Ein Problem, das ähnlich hartnäckig und schwer in den Griff zu bekommen ist, wie das embryonaler Stammzellen, die außerhalb ihrer angestammten Umgebung zuverlässig entarten und Tumore ausbilden. Fast könnte man den Eindruck gewinnen, als setze sich die Natur gegen ihre Zweckentfremdung mit den ihr zur Verfügung stehenden Mitteln zur Wehr. Für dieses Jahr hat United Therapeutics den Bau einer neuen keimfreien Schweinefarm angekündigt. 2024 sollen die erzielten Ergebnisse in einer klinischen Studie überprüft werden.

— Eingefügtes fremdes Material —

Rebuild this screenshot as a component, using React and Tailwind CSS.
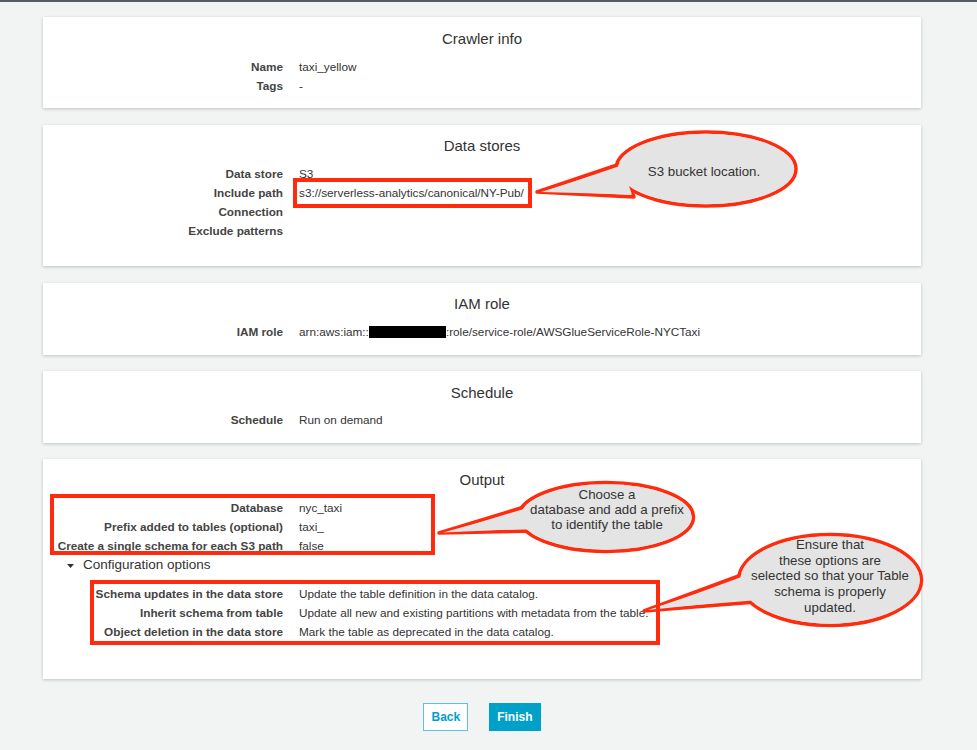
import React from "react";

const RED = "#ff2b0c";

function Row({ label, children }) {
  return (
    <div className="grid grid-cols-[240px_1fr] gap-x-4 text-[11.75px] leading-[19px]">
      <div className="text-right font-bold text-[#444]">{label}</div>
      <div className="text-[#333] whitespace-nowrap">{children}</div>
    </div>
  );
}

function Card({ title, className, children }) {
  return (
    <section
      className={
        "w-[878px] bg-white shadow-[0_1px_3px_rgba(0,28,36,0.22)] " + className
      }
    >
      <h2 className="text-center text-[15px] leading-[20px] text-[#333]">{title}</h2>
      {children}
    </section>
  );
}

function Callouts() {
  return (
    <div className="pointer-events-none absolute left-0 top-0 h-[750px] w-[977px]">
      <svg width="977" height="750" className="absolute left-0 top-0">
        <g stroke={RED} strokeWidth="3.5" strokeLinejoin="round" fill="#e4e4e4">
          <ellipse cx="706" cy="169" rx="90" ry="37" />
          <polygon points="537,192 620,164 634,197" />
          <ellipse cx="606" cy="517" rx="87.5" ry="34.5" />
          <polygon points="439,533 524,507 538,531" />
          <ellipse cx="830" cy="580" rx="91.5" ry="45.5" />
          <polygon points="644,611 744,574 756,602" />
        </g>
        <g fill="#e4e4e4">
          <ellipse cx="706" cy="169" rx="88.2" ry="35.2" />
          <polygon points="541,192 622,166.5 632,194.5" />
          <ellipse cx="606" cy="517" rx="85.7" ry="32.7" />
          <polygon points="443,532.5 526,509.5 536,528.5" />
          <ellipse cx="830" cy="580" rx="89.7" ry="43.7" />
          <polygon points="648,610 746,577 754,599" />
        </g>
      </svg>
      <div className="absolute left-[614px] top-[164px] w-[180px] text-center text-[13.3px] leading-[16px] text-[#333]">
        S3 bucket location.
      </div>
      <div className="absolute left-[517px] top-[487px] w-[180px] text-center text-[13.3px] leading-[15px] text-[#333]">
        Choose a<br />
        database and add a prefix<br />
        to identify the table
      </div>
      <div className="absolute left-[739px] top-[537px] w-[182px] text-center text-[13.3px] leading-[15.7px] text-[#333]">
        Ensure that<br />
        these options are<br />
        selected so that your Table<br />
        schema is properly<br />
        updated.
      </div>
      <div className="absolute left-[293px] top-[178px] h-[30px] w-[239px] border-4" style={{ borderColor: RED }} />
      <div className="absolute left-[50px] top-[494px] h-[61px] w-[385px] border-4" style={{ borderColor: RED }} />
      <div className="absolute left-[90px] top-[580px] h-[65px] w-[570px] border-4" style={{ borderColor: RED }} />
    </div>
  );
}

export default function App() {
  return (
    <div className="relative min-h-[750px] w-full bg-[#f2f3f3] font-['Liberation_Sans',Arial,sans-serif]">
      <div className="h-[2px] bg-[#545b64]" />
      <div className="flex flex-col pl-[43px]">
        <Card title="Crawler info" className="mt-[15px] pt-[12px] pb-[13px]">
          <div className="mt-[8px]">
            <Row label="Name">taxi_yellow</Row>
            <Row label="Tags">-</Row>
          </div>
        </Card>

        <Card title="Data stores" className="mt-[17px] pt-[11px] pb-[26px]">
          <div className="mt-[8px]">
            <Row label="Data store">S3</Row>
            <Row label="Include path">s3://serverless-analytics/canonical/NY-Pub/</Row>
            <Row label="Connection"></Row>
            <Row label="Exclude patterns"></Row>
          </div>
        </Card>

        <Card title="IAM role" className="mt-[17px] pt-[11px] pb-[14px]">
          <div className="mt-[8px]">
            <Row label="IAM role">
              arn:aws:iam::
              <span className="inline-block h-[12px] w-[77px] bg-black align-[-2px]" />
              :role/service-role/AWSGlueServiceRole-NYCTaxi
            </Row>
          </div>
        </Card>

        <Card title="Schedule" className="mt-[16px] pt-[12px] pb-[14px]">
          <div className="mt-[7px]">
            <Row label="Schedule">Run on demand</Row>
          </div>
        </Card>

        <Card title="Output" className="mt-[16px] pt-[11px] pb-[38px]">
          <div className="mt-[7.5px]">
            <Row label="Database">nyc_taxi</Row>
            <Row label="Prefix added to tables (optional)">taxi_</Row>
            <Row label="Create a single schema for each S3 path">false</Row>
          </div>
          <div className="mt-[1px] flex h-[20px] items-center gap-[9px] pl-[24px] text-[13.5px] text-[#333]">
            <svg width="7" height="4" viewBox="0 0 7 4">
              <path d="M0 0 L7 0 L3.5 4 Z" fill="#333" />
            </svg>
            <span>Configuration options</span>
          </div>
          <div className="mt-[8px]">
            <Row label="Schema updates in the data store">Update the table definition in the data catalog.</Row>
            <Row label="Inherit schema from table">Update all new and existing partitions with metadata from the table.</Row>
            <Row label="Object deletion in the data store">Mark the table as deprecated in the data catalog.</Row>
          </div>
        </Card>

        <div className="mt-[24px] flex w-[878px] justify-center gap-[21px]">
          <button className="h-[28px] border border-[#5cc3de] bg-white px-[7px] text-[12px] font-bold text-[#00a1c9]">
            Back
          </button>
          <button className="h-[28px] border border-[#00a1c9] bg-[#00a1c9] px-[7px] text-[12px] font-bold text-white">
            Finish
          </button>
        </div>
      </div>
      <Callouts />
    </div>
  );
}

Doch damit ist das Ende der transhumanistischen Agenda von United Therapeutics noch keinesfalls erreicht. Bei der Entwicklung von transplantierbaren Lungen setzt Rothblatt, deren Tochter trotz der von ihr entwickelten Medikamente einmal auf ein solches Transplantat angewiesen sein könnte, auf eine andere Technologie. In einer ehemaligen Textilfabrik in Manchester im US-Bundestaat New Hampshire lässt Rothblatt Lungen aus Biopolymeren von 3D-Druckern herstellen. Anschließend sollen diese mit menschlichen Zellen besiedelt werden, in Idealfall mit solchen, die dem Gewebe des Empfängers entstammen, und von Drohnen an ihren Bestimmungsort geflogen werden.

Vehemenz und Rücksichtslosigkeit

Man braucht kein Prophet sein, um vorauszusagen, dass leblose Strukturen wie 3D-gedruckte Lungengerüste, egal wie detailgetreu sie ihren Vorbildern auch gleichen mögen, in einem menschlichen Organismus niemals die Funktion einer Lunge übernehmen werden. Wenn der Ansatz etwas zu zeigen vermag, dann wie leistungsfähig 3-Drucker inzwischen sind und wie reduziert das Verständnis von Transhumanisten von dem ist, was gemeinhin „Leben“ genannt wird.

Was den Transhumanismus und seine Protagonisten so gefährlich macht, sind weniger die vielen utopischen Konzepte, zu denen die Besiedlung des Weltraums genauso zählt wie die genetische Verbesserung von Menschen oder die Verschmelzung von Mensch und Maschine, als vielmehr die Vehemenz und Rücksichtslosigkeit, mit der ihre Anhänger sie in die Tat umzusetzen suchen. Ihre führenden Köpfe besitzen nicht nur Zugang zu den dafür benötigten Technologien. Als Superreiche verfügen viele von ihnen auch über die finanziellen Mittel, um sie voranzutreiben. Was im Ergebnis dazu führt, dass viele Forscher die Einsprüche des gesunden Menschenverstands beiseiteschieben und stattdessen der Spur des Geldes folgen.